Langfristig betrachtet braucht die Welt einen kreativen Finanzplan. Beispielsweise könnten multilaterale Organisationen wie die Internationale Bank für Wiederaufbau und Entwicklung, die Europäische Investitionsbank, die Asiatische Entwicklungsbank und die Asiatische Infrastrukturinvestmentbank günstiges Geld in Form umfassender, langfristiger Anleiheemissionen über beispielsweise 50 Jahre zu einem Zinssatz zwischen 1,5% und 3% aufnehmen. Die Erlöse könnten für schnelle Maßnahmen eingesetzt werden, die unmittelbar die Nachfrage ankurbeln und Vorteile für das Wachstum freisetzen würden. Wenn richtig strukturiert, würde der entstandene Nutzen von Wachstum und Besteuerung die Kreditkosten übertreffen.

In der Zwischenzeit wird uns die Geldpolitik am Rande auch weiterhin unterstützen. Die Europäische Zentralbank kommt offenbar zu Hilfe, die Bank of Japan ist zur Unterstützung der Wirtschaft bereit und die People’s Bank of China steht in den Startlöchern für eine Reihe von Zinssenkungen und Reduzierungen des Mindestreservesatzes. Solche Strategien helfen der Wirtschaft, der Unternehmensrentabilität und den Börsenkursen, zumindest für eine gewisse Zeit.
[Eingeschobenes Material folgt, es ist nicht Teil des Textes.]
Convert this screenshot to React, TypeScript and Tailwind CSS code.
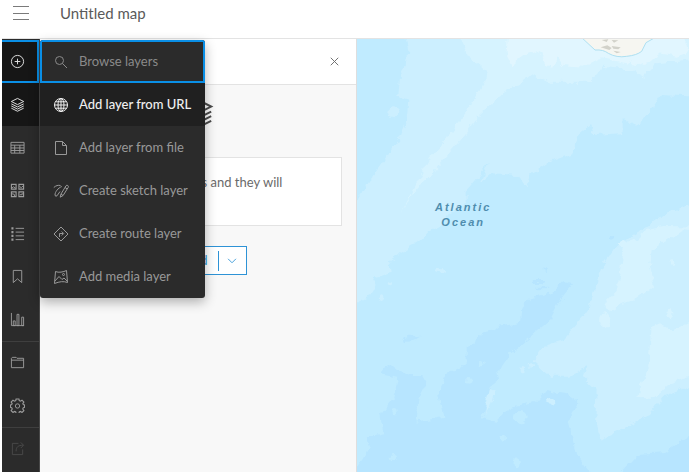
import type { ReactNode } from 'react'
import clsx from 'clsx'

function Icon({ children, className = 'size-4' }: { children: ReactNode; className?: string }) {
  return (
    <svg viewBox="0 0 16 16" fill="none" stroke="currentColor" className={clsx('shrink-0', className)} aria-hidden="true">
      {children}
    </svg>
  )
}

const icons = {
  plus: <><circle cx="8" cy="8" r="6.5" /><path d="M8 5v6M5 8h6" /></>,
  layers: <path d="M8 1.5 14.6 4.800 8 8.100 1.400 4.800ZM1.400 7.300 8 10.600l6.600-3.300M1.400 9.600 8 12.900l6.600-3.300M1.400 11.900 8 15.200l6.600-3.300" />,
  table: <path d="M1 2.500h14v11.500h-14zM1 5.500h14M1 8.500h14M1 11.200h14M5 5.500v8.500M10.500 5.500v8.500" />,
  basemap: (
    <>
      <path strokeWidth="1.2" d="M1.500 1.500h5v5h-5zM9.500 1.500h5v5h-5zM1.500 9.500h5v5h-5zM9.500 9.500h5v5h-5z" />
      <path d="m2 5.500 1.500-1.500L6 5.500M10 3.500 12 5l2-2M2 11.500l2.500.5.5 2M10.500 12.500h2.500v-2" />
    </>
  ),
  legend: (
    <>
      <path d="M6 2.500h9M6 6.500h9M6 10.500h9M6 14.500h9" />
      <path strokeWidth="2.200" d="M1.500 2.500h2.200M1.500 6.500h2.200M1.500 10.500h2.200M1.500 14.500h2.200" />
    </>
  ),
  bookmark: <path d="M3.500 1.500h9v13l-4.500-4-4.500 4z" />,
  charts: <path d="M1.500 1v13.500H15M3.500 9.500h2v5h-2zM7.500 2.500h2v12h-2zM12.500 5.500h2v9h-2z" />,
  folder: <path d="M1.500 13.500v-10l1-1h4l1 1h7v10zM1.500 5.500h13" />,
  gear: (
    <>
      <path
        strokeWidth="1.200"
        d="M6.500 1h3l.4 1.900 1.200.5 1.700-1.100 2 2-1.100 1.700.5 1.100 1.300.4v2.500l-1.400.5-.5 1.200 1.200 1.700-2 2-1.700-1.100-1.200.5-.4 1.700h-3l-.4-1.700-1.200-.5-1.700 1.100-2-2 1.200-1.700-.5-1.200-1.400-.5V7.500l1.300-.4.5-1.100-1.100-1.700 2-2 1.700 1.100 1.200-.5z"
      />
      <circle cx="8" cy="8.500" r="2.300" />
    </>
  ),
  share: <path d="M9 2.500H2.500v12h11V9M6.500 11c0-4.500 2-6.500 7.500-6.500M11.500 1.500l3 3-3 3" />,
  search: <><circle cx="6.500" cy="6.500" r="4" /><path d="m9.500 9.500 4.500 4.500" /></>,
  globe: (
    <>
      <circle cx="8" cy="8" r="6.500" />
      <ellipse cx="8" cy="8" rx="3" ry="6.500" />
      <path d="M8 1.500v13M1.500 8h13M2.500 4.800h11M2.500 11.200h11" />
    </>
  ),
  file: <path d="M2.500 1.500h7l4 4v9h-11zM9.500 1.500v4h4" />,
  sketch: (
    <>
      <path d="M7.200 14.200 8 11l5-8.200q.8-1 1.800-.3t.4 1.900l-5.100 8.100zM12 4.500l2 1.300M8 11l2.100 1.500" />
      <path d="M.8 4.500C3 2.500 5 2 7.500 2.500M8.800 3.500C5 5 2 9 2 12q.3 2 2 .8L7 8.500" />
    </>
  ),
  route: <path d="m8 1 7 7-7 7-7-7zM6.500 11V7.500h3.500M8.700 5.500l2 2-2 2" />,
  media: (
    <>
      <path d="M2.500 2.500c3 1.500 8 .5 11-1l1 12c-4-1.500-8-1-13 1z" />
      <path d="m2 12 4-4.500 3 3 2-1.500 3 3" />
      <circle cx="10.500" cy="5.500" r="1" />
    </>
  ),
  close: <path d="m4 4 8 8M12 4l-8 8" />,
  chevron: <path d="m3.500 5.500 4.500 4.500 4.500-4.500" />,
}

type IconName = keyof typeof icons

const toolGroups: { icon: IconName; label: string; disabled?: boolean }[][] = [
  [
    { icon: 'plus', label: 'Add' },
    { icon: 'layers', label: 'Layers' },
    { icon: 'table', label: 'Tables' },
    { icon: 'basemap', label: 'Basemap' },
    { icon: 'legend', label: 'Legend' },
    { icon: 'bookmark', label: 'Bookmarks' },
    { icon: 'charts', label: 'Charts' },
  ],
  [
    { icon: 'folder', label: 'Save and open' },
    { icon: 'gear', label: 'Map properties' },
  ],
  [{ icon: 'share', label: 'Share map', disabled: true }],
]

const menuItems: { icon: IconName; label: string }[] = [
  { icon: 'search', label: 'Browse layers' },
  { icon: 'globe', label: 'Add layer from URL' },
  { icon: 'file', label: 'Add layer from file' },
  { icon: 'sketch', label: 'Create sketch layer' },
  { icon: 'route', label: 'Create route layer' },
  { icon: 'media', label: 'Add media layer' },
]

function Toolbar() {
  return (
    <nav className="flex w-[38px] shrink-0 flex-col border-r border-[#484848] bg-[#2b2b2b] pt-px">
      {toolGroups.map((group, i) => (
        <div key={i} className={clsx('flex flex-col', i > 0 && 'shadow-[inset_0_1px_#3f3f3f]')}>
          {group.map((tool) => (
            <button
              key={tool.label}
              aria-label={tool.label}
              disabled={tool.disabled}
              className={clsx(
                'flex h-[43px] items-center pl-2',
                tool.label === 'Add' && 'border-y-2 border-r-2 border-[#0a8fe6] bg-[#161616] text-[#e6e6e6]',
                tool.label === 'Layers' && 'bg-[#161616] text-[#e6e6e6]',
                tool.disabled ? 'text-[#4a4a4a]' : 'text-[#9c9c9c]',
              )}
            >
              <Icon className="size-[15px]">{icons[tool.icon]}</Icon>
            </button>
          ))}
        </div>
      ))}
    </nav>
  )
}

function AddMenu() {
  return (
    <div role="menu" className="absolute top-px left-[38px] z-10 w-[165px] overflow-hidden rounded-[3px] bg-[#2b2b2b] shadow-[0_4px_12px_rgba(0,0,0,0.3)]">
      {menuItems.map((item, i) => (
        <button
          key={item.label}
          role="menuitem"
          className={clsx(
            'flex h-[43px] w-full items-center gap-2.5 pl-[13px] text-left text-[13px] whitespace-nowrap',
            i === 0 && 'text-[#8a8a8a] outline-2 -outline-offset-2 outline-[#0a8fe6]',
            i === 1 && 'bg-[#202020] font-medium text-[#f0f0f0]',
            i > 1 && 'text-[#999]',
          )}
        >
          <Icon>{icons[item.icon]}</Icon>
          {item.label}
        </button>
      ))}
    </div>
  )
}

function LayersPanel() {
  return (
    <aside aria-label="Layers" className="flex w-[317px] shrink-0 flex-col border-r border-[#dedede] bg-[#f8f8f8]">
      <div className="flex h-[46px] items-center justify-end border-b border-[#e3e3e3] bg-white pr-3.5">
        <button aria-label="Close" className="text-[#6a6a6a]">
          <Icon className="size-[15px]">{icons.close}</Icon>
        </button>
      </div>
      <div className="flex flex-col items-center px-3.5 pt-3">
        <Icon className="size-8 text-[#4a4a4a]">{icons.layers}</Icon>
        <p className="mt-7 h-[69px] w-full border border-[#e3e3e3] bg-white px-2.5 pt-3.5 text-[13px] leading-5 text-[#6a6a6a]">
          To get started, add layers and they will
        </p>
        <div className="mt-5 flex h-[29px] w-[97px] items-center border border-[#2e93d6] bg-white text-[13px] text-[#2e93d6]">
          <button className="flex flex-1 items-center justify-end gap-2 pr-2.5">
            <Icon className="size-3.5">{icons.plus}</Icon>
            Add
          </button>
          <button aria-label="More add options" className="flex h-5 w-7 items-center justify-center border-l border-[#2e93d6]">
            <Icon className="size-3.5">{icons.chevron}</Icon>
          </button>
        </div>
      </div>
    </aside>
  )
}

function OceanMap() {
  return (
    <main className="relative min-w-0 flex-1 overflow-hidden bg-[#c0ebff]">
      <svg viewBox="21 27 997 1299" preserveAspectRatio="xMinYMin slice" className="block size-full" aria-hidden="true">
        <defs>
          {/* roughens the depth contours */}
          <filter id="rough" x="-5%" y="-5%" width="110%" height="110%" colorInterpolationFilters="sRGB">
            <feTurbulence type="fractalNoise" baseFrequency="0.04" numOctaves="3" seed="4" />
            <feDisplacementMap in="SourceGraphic" scale="24" xChannelSelector="R" yChannelSelector="G" />
          </filter>
        </defs>
        <g filter="url(#rough)">
          <g fill="#ccefff">
            <path d="M160 0 175 60 170 110 150 140 145 200 175 210 170 270 150 320 110 380 60 450 0 545V825L60 795 80 765 65 740 125 725 120 690 180 650 215 630 240 600 280 580 300 550 350 520 350 480 420 395 385 465 430 430 500 435 530 475 550 430 600 395 670 370 680 320 720 285 735 315 815 310 815 265 860 285 890 260 930 195 1050 200V0Z" />
            <path d="M1050 515 960 545 890 590 840 620 800 650 760 700 740 750 720 830 700 860 640 930 590 945 550 995 600 1040 660 1040 710 1010 700 1040 740 1080 735 1180 755 1235 800 1200 900 1155 940 1100 1050 1055Z" />
          </g>
          <g fill="#d6f3ff">
            <path d="M315 0 355 80 410 125 405 155 350 240 290 325 240 385 200 460 150 555 190 490 250 425 340 320 390 255 460 190 540 135 600 155 720 155 760 110 850 120 880 140 920 100 1050 85V0Z" />
            <path d="M1050 608 1000 600 950 630 905 660 900 710 915 765 890 785 850 815 810 825 780 845 765 815 800 780 810 740 820 670 800 640 860 630 900 595 940 588 1050 590Z" />
            <path d="M905 890 930 880 970 900 1050 860V1030L960 1060 910 1105 865 1100 870 1070 895 1010 900 940Z" />
            <ellipse cx="764" cy="871" rx="17" ry="24" />
            <ellipse cx="961" cy="853" rx="9" ry="15" />
            <circle cx="966" cy="698" r="7" />
          </g>
          <path fill="#e1f6ff" d="M475 0 470 70 490 110 510 80 570 60 590 105 610 110 620 80 640 105 700 110 750 85 860 105 900 95 930 70 980 80 1018 65 990 0Z" />
          <g fill="#b7e5ff">
            <path d="M0 1350 60 1250 50 1220 100 1210 90 1150 130 1100 145 1040 90 1030 110 1005 180 1035 215 1035 230 1060 205 1110 200 1175 280 1160 265 1090 300 1020 350 1005 350 950 400 915 440 890 510 880 515 830 540 805 600 790 640 750 660 775 625 820 600 870 540 920 480 970 445 1020 450 1045 425 1065 395 1165 440 1175 480 1130 560 1115 590 1080 650 1090 685 1115 655 1170 680 1280 735 1350Z" />
            <path d="M1050 1200 1000 1230 940 1270 860 1275 790 1350H1050Z" />
            <path d="M160 928 175 920H210L195 930 165 937Z" />
            <path d="M548 750 585 750 575 760 550 758ZM555 770H600L590 778H560ZM580 718 592 722 585 730ZM650 760 675 763 655 770Z" />
            <circle cx="783" cy="622" r="7" />
          </g>
          <g fill="#c0ebff">
            <circle cx="358" cy="1054" r="10" />
            <circle cx="393" cy="1001" r="8" />
            <circle cx="461" cy="1225" r="10" />
            <ellipse cx="511" cy="1160" rx="19" ry="17" />
            <circle cx="130" cy="1283" r="8" />
            <circle cx="135" cy="1142" r="8" />
            <ellipse cx="503" cy="1300" rx="9" ry="16" />
            <path d="M70 1090 85 1160 60 1180 45 1150Z" />
          </g>
          <g fill="#ccefff">
            <ellipse cx="605" cy="1112" rx="17" ry="9" />
            <path d="M420 1080 432 1085 420 1130 402 1155Z" />
            <ellipse cx="272" cy="722" rx="16" ry="8" />
            <circle cx="130" cy="247" r="15" />
            <circle cx="517" cy="1019" r="8" />
            <circle cx="541" cy="1008" r="8" />
            <circle cx="120" cy="762" r="7" />
            <circle cx="93" cy="800" r="7" />
          </g>
        </g>
        <path d="M692 20 735 60Q760 58 775 70Q800 84 830 79Q860 76 875 64L888 38 920 20Z" fill="#f6f6f1" stroke="#aee0f2" strokeWidth="3" />
        <path d="M755 30 775 28 770 36ZM752 52 772 46 785 54 778 60ZM785 48 812 52 805 58 790 56ZM790 62 812 66 800 70ZM785 30 805 31 792 38Z" fill="#d2d2ca" />
      </svg>
      <p className="absolute top-[161px] left-[78px] text-center font-['Liberation_Sans',sans-serif] text-[11px] leading-[15px] font-bold tracking-[2px] text-[#4f8dae] italic">
        Atlantic
        <br />
        Ocean
      </p>
    </main>
  )
}

export default function App() {
  return (
    <div className="flex h-screen flex-col bg-white pr-px pb-px pl-0.5 font-[Lato,sans-serif]">
      <header className="flex h-[39px] shrink-0 items-center border-b border-[#e3e3e3] pb-3 pl-2.5">
        <button aria-label="Menu" className="text-[#7a7a7a]">
          <svg viewBox="0 0 18 16" fill="none" stroke="currentColor" className="h-4 w-[18px]">
            <path d="M1 1.500h16M1 8.500h16M1 14.500h16" />
          </svg>
        </button>
        <h1 className="ml-[30px] text-[15px] text-[#5a5a5a]">Untitled map</h1>
      </header>
      <div className="relative flex min-h-0 flex-1">
        <Toolbar />
        <LayersPanel />
        <OceanMap />
        <AddMenu />
      </div>
    </div>
  )
}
Seit der Krise vom 24. August erwies sich unsere Haltung zu den Märkten als richtig und wir betrachten das Glas weiterhin als halb voll.

In dem aktuellen Kampf zwischen den Bullen und den Bären gehen wir von einem allmählichen Übergang in eine Phase der höheren Volatilität aus, die die Standfestigkeit der Anleger herausfordern und einen sehr disziplinierten Investitionsansatz verlangen wird.

Wie sonst auch werden Ertragswachstum und Bewertungsniveau den Weg für die Märkte im Jahr 2016 bestimmen. Manche Aktienmärkte sind fair bewertet, andere bieten weiterhin ein attraktives Potenzial.

Werden wir eine Rezession sehen? Irgendwann in der Zukunft ganz sicher – aber nicht jetzt.

Marino Valensise
Chairman
Strategic Policy Group
Baring Asset Management, London

1Jeremy J. Nalewaik, Forecasting Recessions Using Stall Speeds, Finance and Economics Discussion Series, Divisions of Research & Statistics and Monetary Affairs, Federal Reserve Board, Washington, D.C.